To add to your point of these questions becoming the only way to interview a candidate, I used to work at a web agency, and I found a lot of candidates who were very good at answering all of the algorithm questions that the owner of the company asked. Then I would follow up with a very short and easy written test with 5 technical questions to gauge the candidates understanding of JavaScript, ASP.Net, PHP, SQL, and HTML/CSS, nearly all of them failed to even explain how they would start, let alone actually ANSWER the questions.

The inverse relation of Theoretical and Practical knowledge always blew my mind.

Using the same set of interview questions that every other company does really kills your ability to judge a candidate effectively, because they all know the answers.


> I just rely on intuition to solve problems, I don't remember theories/algorithms verbatim.

You need to practice this part then.

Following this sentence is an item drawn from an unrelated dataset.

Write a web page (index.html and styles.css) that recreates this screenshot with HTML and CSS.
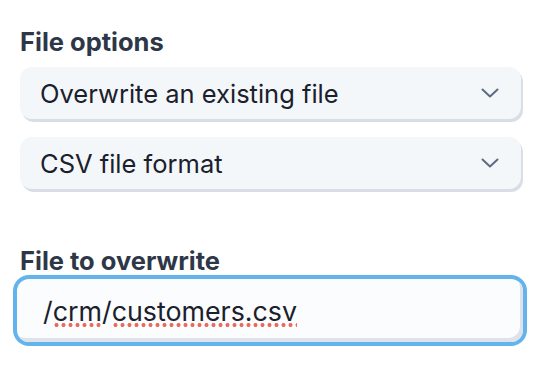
FILE: index.html
```html
<html>
<head>
<title>File options</title>
<link rel="stylesheet" href="styles.css">
</head>
<body>
<div id="container">
<div class="field">
<div class="field-label">File options</div>
<div class="select">
<span>Overwrite an existing file</span>
<svg class="chevron" width="18" height="10" viewBox="0 0 18 10"><path d="M1.5 1.5 L9 8.5 L16.5 1.5" fill="none" stroke="#5b6b84" stroke-width="2" stroke-linecap="round" stroke-linejoin="round"/></svg>
</div>
<div class="select">
<span>CSV file format</span>
<svg class="chevron" width="18" height="10" viewBox="0 0 18 10"><path d="M1.5 1.5 L9 8.5 L16.5 1.5" fill="none" stroke="#5b6b84" stroke-width="2" stroke-linecap="round" stroke-linejoin="round"/></svg>
</div>
</div>
<div class="field field-gap">
<div class="field-label">File to overwrite</div>
<div class="text-input focused">/<span class="misspelt">crm</span>/<span class="misspelt">customers.csv</span></div>
</div>
</div>
</body>
</html>
```

FILE: styles.css
```css
body {
margin:0;
background-color:#fff;
}
#container {
padding:27px 33px 0 20px;
font-family:Inter, "Noto Sans", sans-serif;
}
.field-label {
font-size:25.5px;
line-height:30px;
font-weight:700;
color:#2d3748;
margin-bottom:10px;
}
.field-gap {
margin-top:57px;
}
.field-gap .field-label {
margin-bottom:3px;
}
.select {
display:flex;
align-items:center;
justify-content:space-between;
height:52px;
padding:0 22px 0 20px;
margin-bottom:18px;
background-color:#f4f7fa;
border-radius:12px;
box-shadow:2px 3px 0 #d9dee6;
font-size:25.5px;
color:#1a202c;
}
.chevron {
display:block;
}
.text-input {
display:flex;
align-items:center;
height:63px;
margin-left:-3px;
margin-right:-2px;
padding:0 20px 0 26px;
background-color:#fbfcfd;
border-radius:12px;
font-size:26.8px;
color:#1a202c;
box-shadow:inset -3px -4px 0 #dfe2e8;
}
.text-input.focused {
box-shadow:inset -3px -4px 0 #dfe2e8, 0 0 0 4px #63b3ed;
}
.misspelt {
background:radial-gradient(circle at 3.5px 2px, #ec6a5c 1.7px, transparent 2.3px) repeat-x left bottom / 7px 4px;
}
```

It doesn't take a huge amount of time when you generally know it already and it's guaranteed to help in most interviews. It's easy to be confident when you've seen the exact same questions before. There's only so much you can ask without being obscure.


An interesting podcast on hiring engineers that talks about interviewing, http://blog.ycombinator.com/hiring-engineers-with-ammon-bart...

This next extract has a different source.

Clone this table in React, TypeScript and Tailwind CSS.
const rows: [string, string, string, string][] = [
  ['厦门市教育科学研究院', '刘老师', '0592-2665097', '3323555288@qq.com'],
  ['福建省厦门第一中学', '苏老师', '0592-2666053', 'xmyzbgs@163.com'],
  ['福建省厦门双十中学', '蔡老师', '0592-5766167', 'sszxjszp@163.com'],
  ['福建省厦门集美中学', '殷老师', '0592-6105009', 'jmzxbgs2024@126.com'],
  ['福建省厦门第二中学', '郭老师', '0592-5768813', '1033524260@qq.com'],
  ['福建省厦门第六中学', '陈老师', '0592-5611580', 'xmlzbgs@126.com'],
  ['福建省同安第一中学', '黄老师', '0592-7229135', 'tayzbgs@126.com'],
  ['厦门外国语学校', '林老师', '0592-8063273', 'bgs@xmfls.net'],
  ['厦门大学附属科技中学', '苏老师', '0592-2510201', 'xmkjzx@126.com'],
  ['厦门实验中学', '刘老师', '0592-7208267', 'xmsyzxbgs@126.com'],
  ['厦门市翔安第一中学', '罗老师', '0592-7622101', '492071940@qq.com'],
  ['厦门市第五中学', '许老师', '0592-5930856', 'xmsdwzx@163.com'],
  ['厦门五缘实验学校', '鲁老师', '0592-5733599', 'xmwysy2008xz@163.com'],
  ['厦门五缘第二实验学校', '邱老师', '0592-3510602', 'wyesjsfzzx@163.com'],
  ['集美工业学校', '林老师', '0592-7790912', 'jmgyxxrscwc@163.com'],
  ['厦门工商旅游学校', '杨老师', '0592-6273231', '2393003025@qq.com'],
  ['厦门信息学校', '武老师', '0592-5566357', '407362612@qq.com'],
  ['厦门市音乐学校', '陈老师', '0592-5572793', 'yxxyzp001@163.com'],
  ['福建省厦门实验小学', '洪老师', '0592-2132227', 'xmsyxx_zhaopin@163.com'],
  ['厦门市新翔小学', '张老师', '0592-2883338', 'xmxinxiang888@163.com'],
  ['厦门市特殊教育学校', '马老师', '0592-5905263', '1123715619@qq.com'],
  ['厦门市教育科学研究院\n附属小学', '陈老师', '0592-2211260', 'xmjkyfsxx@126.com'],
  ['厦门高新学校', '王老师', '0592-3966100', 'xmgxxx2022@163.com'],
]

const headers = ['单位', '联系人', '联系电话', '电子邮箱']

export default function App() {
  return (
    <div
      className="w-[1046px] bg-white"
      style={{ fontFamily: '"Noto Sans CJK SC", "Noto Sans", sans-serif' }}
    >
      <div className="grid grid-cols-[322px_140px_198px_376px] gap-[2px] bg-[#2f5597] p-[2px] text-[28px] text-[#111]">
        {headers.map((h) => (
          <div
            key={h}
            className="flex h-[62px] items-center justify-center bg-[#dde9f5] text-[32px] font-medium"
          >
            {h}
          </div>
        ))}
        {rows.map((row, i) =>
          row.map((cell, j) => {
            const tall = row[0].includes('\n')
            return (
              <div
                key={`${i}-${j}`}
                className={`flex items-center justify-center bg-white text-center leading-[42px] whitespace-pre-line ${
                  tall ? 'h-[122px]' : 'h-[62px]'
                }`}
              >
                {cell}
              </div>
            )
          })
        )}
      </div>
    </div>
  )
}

The reason I suggest it is because knowledge and insight into the hiring process might make the interviews less stressful.

Good luck.


Yes! For me, it's because it's easy to assume that the interviewer knows more than me, and is therefore in some sort of position of power.

But I try to rationalise that. Throughout my career, I've worked with people smarter than me. I'm not intimidated by them, so why should I be during an interview?

With that in mind, I assume they know more until proven otherwise. And if they do know more, I treat them the same I would outside of the interview.


Quality assessment of complex goods is difficult.

You are a complex good.

Neither you nor the firms assessing you, generally, know how to sell, or how to buy, what it is you're offering.

That said, more practice at interviewing generally improves your performance, though it may have little to do with actually improving the outcome of the process in terms of offer-to-opportunity matching.